Par ailleurs, le pays membre doit s’acquitter des cotisations qui peuvent être lourdes – et très souvent payées en dollars qui manquent cruellement au Burundi -. L’EAC coûte au pays plus de 8 millions USD par an. Au taux actuel du marché noir, c’est plus de 25 milliards de Fbu. Imaginez ce que le pays paierait s’il appartenait à 10 organisations à ce prix ! Cela peut aller jusqu’à 10% de son budget qui était de 1200 milliards de Fbu en 2019. Pour un pays qui vit un marasme économique tel que le nôtre, il faut éviter d’éparpiller les efforts financiers, politiques, diplomatiques, etc. Le coût est aussi politique dans la mesure où appartenir à une organisation équivaut à céder une partie de sa souverainetés.
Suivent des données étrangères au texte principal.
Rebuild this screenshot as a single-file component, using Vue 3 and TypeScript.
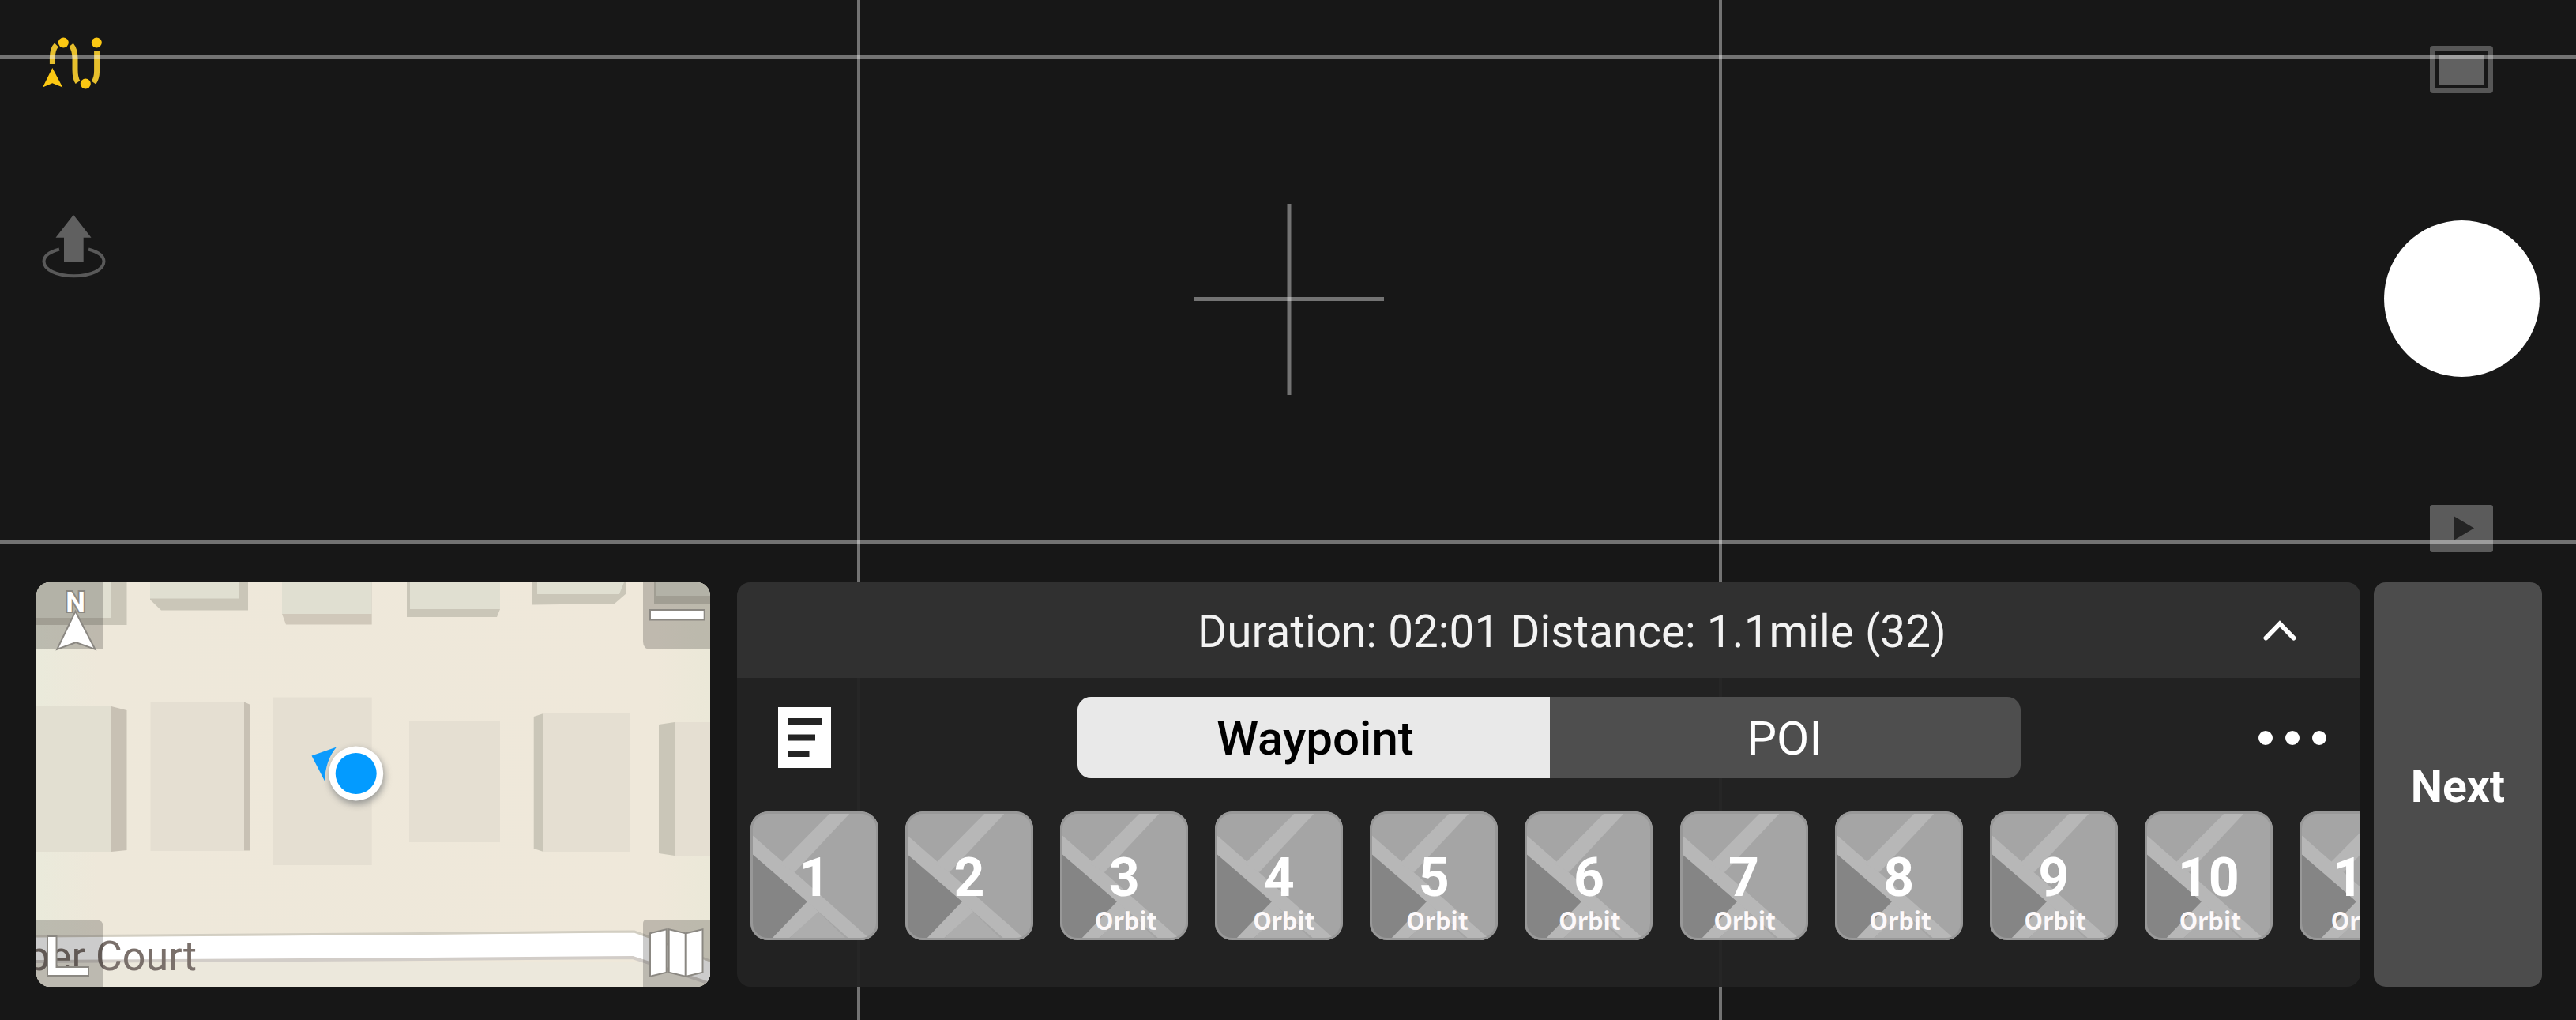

Le piège d’appartenir à plusieurs organisations d’intégration 

Appartenir à une organisation, c’est défendre ses valeurs et ses intérêts. Or, il arrive que les intérêts des organisations d’intégration divergent. Que ferait le Burundi si un jour, l’EAC s’opposait à la SADC pour une raison ou une autre ? Cela s’appelle en Français facile être ‘’entre le marteau et l’enclume’’ ou tout au moins ‘‘être pris entre deux feux’’ et ce n’est pas une position très enviable.  

Il faut choisir et bien choisir l’organisation à laquelle on veut appartenir. M. Serge dit que le Burundi pourrait profiter des  »largesses » de la RDC en intégrant la SADC. Mais ces deux pays appartiennent déjà à une autre organisation commune, à savoir la CEPGL. N’est-ce pas déshabiller Saint Paul pour habiller Saint Pierre ? Ne faudrait-il pas plutôt remettre la CEPGL sur les rails au lieu d’aller vendre ses charmes à ceux qui, de toute évidence, ne veulent pas du pays  »de lait et de miel » chez eux.